Prompt:
Below are the records. List every line holding the word "styles".

Input data:

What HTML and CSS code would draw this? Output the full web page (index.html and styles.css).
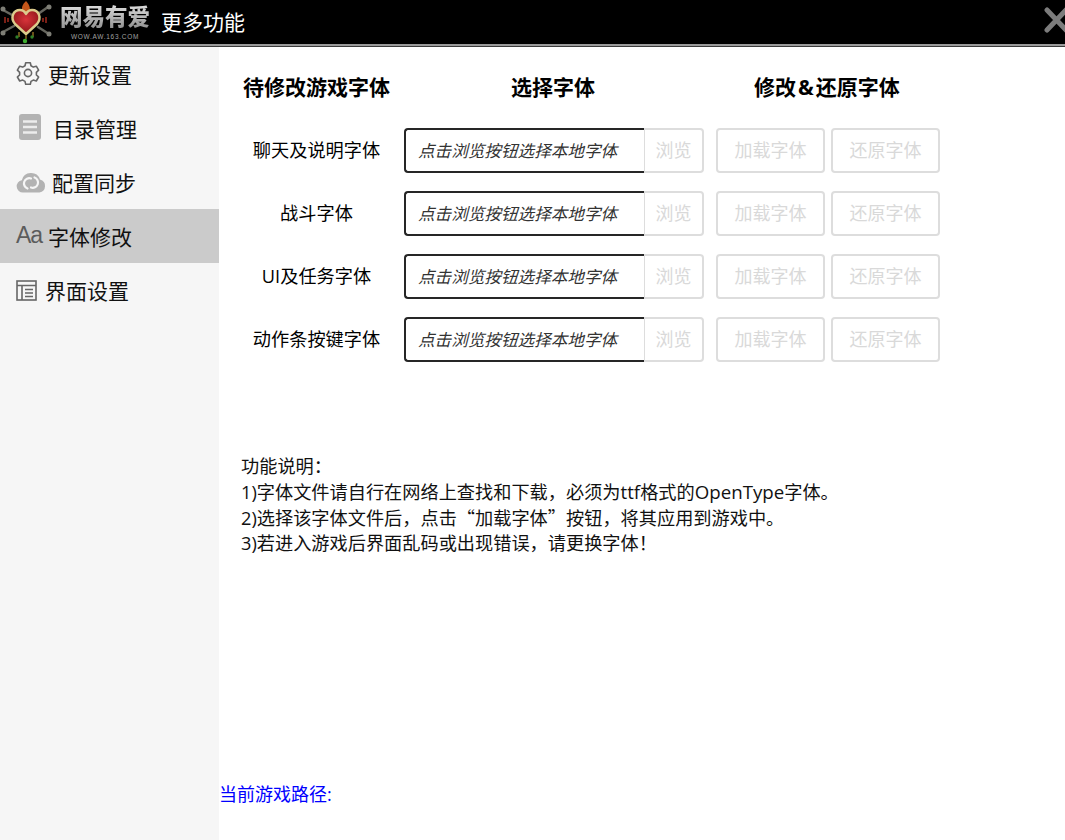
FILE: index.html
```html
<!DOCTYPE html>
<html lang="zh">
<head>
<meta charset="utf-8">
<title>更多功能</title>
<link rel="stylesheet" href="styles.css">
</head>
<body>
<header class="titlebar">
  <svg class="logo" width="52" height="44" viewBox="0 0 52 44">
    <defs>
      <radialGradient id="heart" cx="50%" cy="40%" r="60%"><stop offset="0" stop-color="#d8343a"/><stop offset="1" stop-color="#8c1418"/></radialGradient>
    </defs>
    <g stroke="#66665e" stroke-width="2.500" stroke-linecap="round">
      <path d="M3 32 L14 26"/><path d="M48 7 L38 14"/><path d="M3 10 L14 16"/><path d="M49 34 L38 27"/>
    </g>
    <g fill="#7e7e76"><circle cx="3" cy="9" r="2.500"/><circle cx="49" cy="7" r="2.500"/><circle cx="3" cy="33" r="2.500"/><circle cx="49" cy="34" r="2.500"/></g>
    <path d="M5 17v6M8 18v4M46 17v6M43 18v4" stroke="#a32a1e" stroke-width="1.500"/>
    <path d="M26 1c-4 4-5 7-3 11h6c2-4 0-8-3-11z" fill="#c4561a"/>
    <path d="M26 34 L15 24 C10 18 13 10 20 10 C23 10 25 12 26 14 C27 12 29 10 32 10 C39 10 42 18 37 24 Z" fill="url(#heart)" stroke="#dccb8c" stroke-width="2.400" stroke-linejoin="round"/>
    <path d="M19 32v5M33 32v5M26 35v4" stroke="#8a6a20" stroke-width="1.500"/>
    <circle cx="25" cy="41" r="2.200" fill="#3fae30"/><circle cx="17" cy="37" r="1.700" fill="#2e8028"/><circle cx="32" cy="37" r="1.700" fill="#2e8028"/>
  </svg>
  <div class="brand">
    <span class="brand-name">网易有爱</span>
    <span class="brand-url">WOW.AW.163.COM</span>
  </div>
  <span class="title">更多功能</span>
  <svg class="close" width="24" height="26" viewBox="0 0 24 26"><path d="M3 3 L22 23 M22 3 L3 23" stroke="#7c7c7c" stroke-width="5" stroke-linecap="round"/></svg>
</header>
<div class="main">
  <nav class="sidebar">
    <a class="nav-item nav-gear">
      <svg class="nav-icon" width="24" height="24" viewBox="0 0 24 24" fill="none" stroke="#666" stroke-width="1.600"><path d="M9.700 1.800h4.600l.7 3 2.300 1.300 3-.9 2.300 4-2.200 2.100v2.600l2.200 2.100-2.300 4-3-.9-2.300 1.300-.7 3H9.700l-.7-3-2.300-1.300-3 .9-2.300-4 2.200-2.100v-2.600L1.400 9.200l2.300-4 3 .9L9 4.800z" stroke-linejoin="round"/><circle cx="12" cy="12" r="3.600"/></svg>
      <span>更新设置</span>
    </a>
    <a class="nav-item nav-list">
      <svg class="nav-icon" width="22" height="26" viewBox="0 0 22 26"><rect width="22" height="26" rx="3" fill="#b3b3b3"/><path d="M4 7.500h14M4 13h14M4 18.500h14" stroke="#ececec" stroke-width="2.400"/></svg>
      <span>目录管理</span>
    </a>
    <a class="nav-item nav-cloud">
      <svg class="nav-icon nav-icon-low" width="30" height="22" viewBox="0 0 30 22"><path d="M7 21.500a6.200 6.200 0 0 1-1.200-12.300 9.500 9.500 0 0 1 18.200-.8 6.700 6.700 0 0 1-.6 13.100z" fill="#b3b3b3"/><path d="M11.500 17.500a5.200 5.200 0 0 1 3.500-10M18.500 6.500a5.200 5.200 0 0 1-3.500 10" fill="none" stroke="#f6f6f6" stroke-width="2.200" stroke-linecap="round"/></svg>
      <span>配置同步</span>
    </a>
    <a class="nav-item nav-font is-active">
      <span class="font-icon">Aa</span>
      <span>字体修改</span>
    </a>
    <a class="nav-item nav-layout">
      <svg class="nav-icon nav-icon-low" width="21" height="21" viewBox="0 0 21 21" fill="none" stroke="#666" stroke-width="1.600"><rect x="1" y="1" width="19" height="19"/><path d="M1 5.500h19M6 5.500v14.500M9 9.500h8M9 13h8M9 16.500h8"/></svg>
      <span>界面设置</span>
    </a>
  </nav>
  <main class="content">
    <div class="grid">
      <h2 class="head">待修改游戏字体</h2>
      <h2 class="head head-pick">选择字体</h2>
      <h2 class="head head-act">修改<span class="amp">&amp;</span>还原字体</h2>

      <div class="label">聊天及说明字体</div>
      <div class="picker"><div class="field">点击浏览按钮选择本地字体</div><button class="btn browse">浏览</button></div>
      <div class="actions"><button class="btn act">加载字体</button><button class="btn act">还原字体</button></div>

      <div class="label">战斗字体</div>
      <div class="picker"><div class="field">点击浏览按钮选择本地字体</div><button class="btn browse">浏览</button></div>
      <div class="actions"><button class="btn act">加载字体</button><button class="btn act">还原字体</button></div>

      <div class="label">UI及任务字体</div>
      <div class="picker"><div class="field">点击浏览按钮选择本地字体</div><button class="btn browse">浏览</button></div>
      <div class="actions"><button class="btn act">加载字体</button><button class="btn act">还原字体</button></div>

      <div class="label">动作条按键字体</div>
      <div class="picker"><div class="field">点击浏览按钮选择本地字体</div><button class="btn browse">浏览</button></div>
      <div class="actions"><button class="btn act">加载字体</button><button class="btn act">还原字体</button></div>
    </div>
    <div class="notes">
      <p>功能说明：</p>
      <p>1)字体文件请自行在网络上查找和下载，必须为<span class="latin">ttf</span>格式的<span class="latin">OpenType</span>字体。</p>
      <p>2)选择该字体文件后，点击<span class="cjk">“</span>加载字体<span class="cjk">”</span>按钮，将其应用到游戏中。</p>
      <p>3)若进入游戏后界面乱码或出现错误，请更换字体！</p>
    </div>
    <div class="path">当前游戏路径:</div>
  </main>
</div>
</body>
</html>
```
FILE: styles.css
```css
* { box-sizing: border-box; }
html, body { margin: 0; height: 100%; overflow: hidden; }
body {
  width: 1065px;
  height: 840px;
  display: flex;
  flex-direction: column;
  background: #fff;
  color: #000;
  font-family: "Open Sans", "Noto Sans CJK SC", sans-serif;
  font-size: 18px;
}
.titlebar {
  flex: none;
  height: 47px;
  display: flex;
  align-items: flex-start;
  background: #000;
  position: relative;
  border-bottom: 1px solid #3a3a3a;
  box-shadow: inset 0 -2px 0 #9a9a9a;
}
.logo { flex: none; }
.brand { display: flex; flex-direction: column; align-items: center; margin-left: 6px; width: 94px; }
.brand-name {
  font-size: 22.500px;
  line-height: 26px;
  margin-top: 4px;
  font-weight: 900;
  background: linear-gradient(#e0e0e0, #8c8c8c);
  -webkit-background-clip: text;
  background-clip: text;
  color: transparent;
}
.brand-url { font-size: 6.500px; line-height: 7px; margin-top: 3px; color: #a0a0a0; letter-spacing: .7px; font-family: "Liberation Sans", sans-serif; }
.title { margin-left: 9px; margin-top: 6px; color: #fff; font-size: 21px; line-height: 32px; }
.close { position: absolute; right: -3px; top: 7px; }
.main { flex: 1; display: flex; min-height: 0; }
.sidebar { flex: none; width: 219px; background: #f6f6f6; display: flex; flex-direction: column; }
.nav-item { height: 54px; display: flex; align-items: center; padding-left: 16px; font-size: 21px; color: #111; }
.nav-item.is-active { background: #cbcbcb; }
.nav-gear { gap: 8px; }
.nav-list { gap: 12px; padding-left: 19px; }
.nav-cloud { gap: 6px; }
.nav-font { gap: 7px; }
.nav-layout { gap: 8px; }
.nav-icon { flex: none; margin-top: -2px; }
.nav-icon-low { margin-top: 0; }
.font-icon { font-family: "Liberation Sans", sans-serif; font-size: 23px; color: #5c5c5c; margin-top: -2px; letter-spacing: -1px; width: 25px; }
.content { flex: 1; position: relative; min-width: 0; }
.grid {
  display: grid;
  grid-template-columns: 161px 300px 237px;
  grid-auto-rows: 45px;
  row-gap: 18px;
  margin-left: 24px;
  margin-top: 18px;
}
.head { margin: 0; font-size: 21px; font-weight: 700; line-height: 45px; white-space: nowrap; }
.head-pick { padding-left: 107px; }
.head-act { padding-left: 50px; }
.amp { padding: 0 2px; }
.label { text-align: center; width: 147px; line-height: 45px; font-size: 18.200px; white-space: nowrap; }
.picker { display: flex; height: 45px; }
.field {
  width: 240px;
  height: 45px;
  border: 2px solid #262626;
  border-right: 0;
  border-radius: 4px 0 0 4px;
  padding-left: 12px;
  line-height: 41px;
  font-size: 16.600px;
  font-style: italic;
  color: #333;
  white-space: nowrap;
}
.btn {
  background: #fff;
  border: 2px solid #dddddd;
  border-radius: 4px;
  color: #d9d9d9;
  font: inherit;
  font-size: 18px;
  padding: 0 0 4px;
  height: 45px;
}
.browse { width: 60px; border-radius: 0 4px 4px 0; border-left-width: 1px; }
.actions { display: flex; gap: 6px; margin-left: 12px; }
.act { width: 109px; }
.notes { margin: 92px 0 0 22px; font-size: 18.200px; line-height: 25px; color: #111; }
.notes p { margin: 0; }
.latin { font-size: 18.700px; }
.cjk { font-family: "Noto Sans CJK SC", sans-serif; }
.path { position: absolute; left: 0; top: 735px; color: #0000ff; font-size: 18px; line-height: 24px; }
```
---
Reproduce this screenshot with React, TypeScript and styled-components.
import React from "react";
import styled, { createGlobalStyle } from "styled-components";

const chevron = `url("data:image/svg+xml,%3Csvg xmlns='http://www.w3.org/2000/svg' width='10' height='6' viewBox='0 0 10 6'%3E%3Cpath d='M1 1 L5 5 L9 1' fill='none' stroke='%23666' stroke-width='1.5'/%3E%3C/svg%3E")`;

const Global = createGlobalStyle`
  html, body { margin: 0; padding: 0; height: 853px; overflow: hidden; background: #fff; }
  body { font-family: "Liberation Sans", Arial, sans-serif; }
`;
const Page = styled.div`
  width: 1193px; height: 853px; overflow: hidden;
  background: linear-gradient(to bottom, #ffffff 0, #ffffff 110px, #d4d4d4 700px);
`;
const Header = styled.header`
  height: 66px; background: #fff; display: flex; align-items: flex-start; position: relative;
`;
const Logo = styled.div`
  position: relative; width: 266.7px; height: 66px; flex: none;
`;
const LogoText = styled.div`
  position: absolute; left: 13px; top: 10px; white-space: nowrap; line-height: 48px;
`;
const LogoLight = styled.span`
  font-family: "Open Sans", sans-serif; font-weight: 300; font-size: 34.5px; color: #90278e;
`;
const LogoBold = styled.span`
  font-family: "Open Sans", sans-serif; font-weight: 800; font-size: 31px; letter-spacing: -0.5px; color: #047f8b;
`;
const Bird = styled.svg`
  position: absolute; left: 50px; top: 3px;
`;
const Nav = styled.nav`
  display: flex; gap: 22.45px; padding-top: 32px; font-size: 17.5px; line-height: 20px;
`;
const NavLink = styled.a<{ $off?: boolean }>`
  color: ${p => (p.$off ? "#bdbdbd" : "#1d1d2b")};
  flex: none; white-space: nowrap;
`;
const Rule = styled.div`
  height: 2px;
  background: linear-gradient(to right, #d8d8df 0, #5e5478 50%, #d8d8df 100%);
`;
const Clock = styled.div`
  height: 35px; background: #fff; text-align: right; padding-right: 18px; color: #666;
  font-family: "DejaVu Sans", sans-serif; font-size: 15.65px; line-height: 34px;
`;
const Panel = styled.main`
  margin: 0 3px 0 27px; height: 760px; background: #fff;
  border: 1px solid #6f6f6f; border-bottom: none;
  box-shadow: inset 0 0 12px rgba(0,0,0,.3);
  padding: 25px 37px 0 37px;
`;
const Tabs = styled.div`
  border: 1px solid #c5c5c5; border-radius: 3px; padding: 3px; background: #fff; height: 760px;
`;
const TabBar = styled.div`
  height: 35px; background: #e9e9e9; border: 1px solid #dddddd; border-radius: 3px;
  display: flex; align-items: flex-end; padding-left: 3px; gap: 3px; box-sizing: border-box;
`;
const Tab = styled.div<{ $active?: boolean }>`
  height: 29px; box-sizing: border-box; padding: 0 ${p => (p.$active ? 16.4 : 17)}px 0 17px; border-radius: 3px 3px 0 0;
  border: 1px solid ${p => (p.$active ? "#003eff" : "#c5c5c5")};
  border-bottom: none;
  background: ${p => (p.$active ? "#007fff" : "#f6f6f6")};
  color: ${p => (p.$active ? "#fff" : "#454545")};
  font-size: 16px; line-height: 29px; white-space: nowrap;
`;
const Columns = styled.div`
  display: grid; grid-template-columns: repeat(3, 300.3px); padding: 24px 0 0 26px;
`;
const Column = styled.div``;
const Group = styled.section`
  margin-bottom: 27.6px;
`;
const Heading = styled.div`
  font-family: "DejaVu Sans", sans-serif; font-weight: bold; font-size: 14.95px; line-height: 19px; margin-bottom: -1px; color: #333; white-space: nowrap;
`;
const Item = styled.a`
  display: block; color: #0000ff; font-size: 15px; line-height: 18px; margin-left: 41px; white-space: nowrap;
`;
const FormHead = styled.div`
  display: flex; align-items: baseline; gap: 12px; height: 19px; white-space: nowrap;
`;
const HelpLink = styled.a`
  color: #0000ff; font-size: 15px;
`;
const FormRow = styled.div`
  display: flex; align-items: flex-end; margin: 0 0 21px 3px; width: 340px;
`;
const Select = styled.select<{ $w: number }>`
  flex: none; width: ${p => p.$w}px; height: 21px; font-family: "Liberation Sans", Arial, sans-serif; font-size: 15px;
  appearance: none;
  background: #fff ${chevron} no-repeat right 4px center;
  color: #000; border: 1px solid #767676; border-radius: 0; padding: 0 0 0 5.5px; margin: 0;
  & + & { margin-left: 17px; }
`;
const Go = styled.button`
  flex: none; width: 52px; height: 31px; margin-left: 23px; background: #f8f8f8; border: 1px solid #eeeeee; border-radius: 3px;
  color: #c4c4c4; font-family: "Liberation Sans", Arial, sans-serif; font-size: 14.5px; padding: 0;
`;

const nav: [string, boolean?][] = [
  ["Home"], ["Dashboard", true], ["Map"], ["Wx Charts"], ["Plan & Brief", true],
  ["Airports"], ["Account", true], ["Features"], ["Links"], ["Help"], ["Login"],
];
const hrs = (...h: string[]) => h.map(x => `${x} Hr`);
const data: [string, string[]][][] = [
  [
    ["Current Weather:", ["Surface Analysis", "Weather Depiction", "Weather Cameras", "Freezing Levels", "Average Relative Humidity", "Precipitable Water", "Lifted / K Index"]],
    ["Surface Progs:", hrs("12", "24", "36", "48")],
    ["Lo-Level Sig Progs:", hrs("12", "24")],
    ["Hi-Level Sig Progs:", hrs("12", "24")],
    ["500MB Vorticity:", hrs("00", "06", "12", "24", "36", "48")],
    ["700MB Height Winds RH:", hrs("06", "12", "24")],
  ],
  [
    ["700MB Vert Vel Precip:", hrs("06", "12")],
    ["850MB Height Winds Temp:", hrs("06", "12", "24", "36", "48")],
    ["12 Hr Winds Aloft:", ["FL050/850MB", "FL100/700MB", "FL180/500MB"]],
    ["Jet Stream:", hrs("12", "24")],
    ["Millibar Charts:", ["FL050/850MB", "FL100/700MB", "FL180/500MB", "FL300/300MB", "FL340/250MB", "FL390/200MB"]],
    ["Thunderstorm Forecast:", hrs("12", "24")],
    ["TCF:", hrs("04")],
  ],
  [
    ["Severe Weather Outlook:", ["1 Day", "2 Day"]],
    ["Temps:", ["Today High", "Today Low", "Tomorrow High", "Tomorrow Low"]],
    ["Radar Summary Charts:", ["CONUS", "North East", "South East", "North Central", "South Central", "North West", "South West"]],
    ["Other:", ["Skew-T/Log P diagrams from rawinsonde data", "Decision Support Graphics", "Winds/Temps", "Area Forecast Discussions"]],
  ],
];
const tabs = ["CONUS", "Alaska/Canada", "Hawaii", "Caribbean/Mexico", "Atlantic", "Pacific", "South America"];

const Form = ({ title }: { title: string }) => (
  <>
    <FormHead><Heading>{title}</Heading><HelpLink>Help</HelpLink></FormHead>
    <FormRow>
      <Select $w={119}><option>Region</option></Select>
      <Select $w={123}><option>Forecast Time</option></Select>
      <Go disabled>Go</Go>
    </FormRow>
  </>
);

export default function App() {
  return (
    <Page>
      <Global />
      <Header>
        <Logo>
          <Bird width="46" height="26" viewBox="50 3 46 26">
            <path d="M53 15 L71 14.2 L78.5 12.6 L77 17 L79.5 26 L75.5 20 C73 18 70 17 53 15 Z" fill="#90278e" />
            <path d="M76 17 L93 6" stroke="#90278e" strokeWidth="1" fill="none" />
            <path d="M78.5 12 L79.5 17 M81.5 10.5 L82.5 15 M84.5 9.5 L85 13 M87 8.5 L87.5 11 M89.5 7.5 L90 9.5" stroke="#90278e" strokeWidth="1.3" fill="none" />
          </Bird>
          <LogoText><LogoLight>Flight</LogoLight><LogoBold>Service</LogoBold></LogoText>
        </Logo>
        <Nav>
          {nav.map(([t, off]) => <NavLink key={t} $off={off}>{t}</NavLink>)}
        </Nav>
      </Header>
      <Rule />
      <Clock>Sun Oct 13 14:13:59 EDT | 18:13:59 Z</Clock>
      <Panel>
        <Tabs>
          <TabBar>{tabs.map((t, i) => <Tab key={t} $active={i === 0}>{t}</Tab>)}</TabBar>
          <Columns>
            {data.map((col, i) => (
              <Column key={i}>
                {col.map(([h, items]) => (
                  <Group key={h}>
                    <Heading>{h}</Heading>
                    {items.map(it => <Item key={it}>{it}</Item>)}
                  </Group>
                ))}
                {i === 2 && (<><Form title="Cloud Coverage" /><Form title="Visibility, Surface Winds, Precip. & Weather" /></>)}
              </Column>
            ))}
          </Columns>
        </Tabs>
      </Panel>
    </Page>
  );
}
...
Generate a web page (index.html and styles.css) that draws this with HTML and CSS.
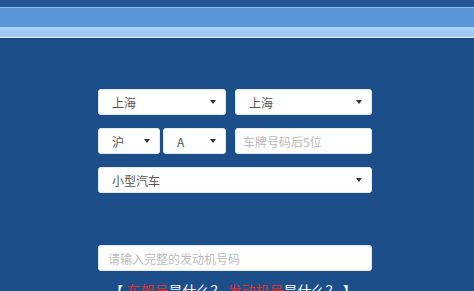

Solved problem:
What HTML and CSS code would draw this? Output the full web page (index.html and styles.css).
<link rel="stylesheet" href="styles.css">
FILE: styles.css
Generate a web page (index.html and styles.css) that draws this with HTML and CSS.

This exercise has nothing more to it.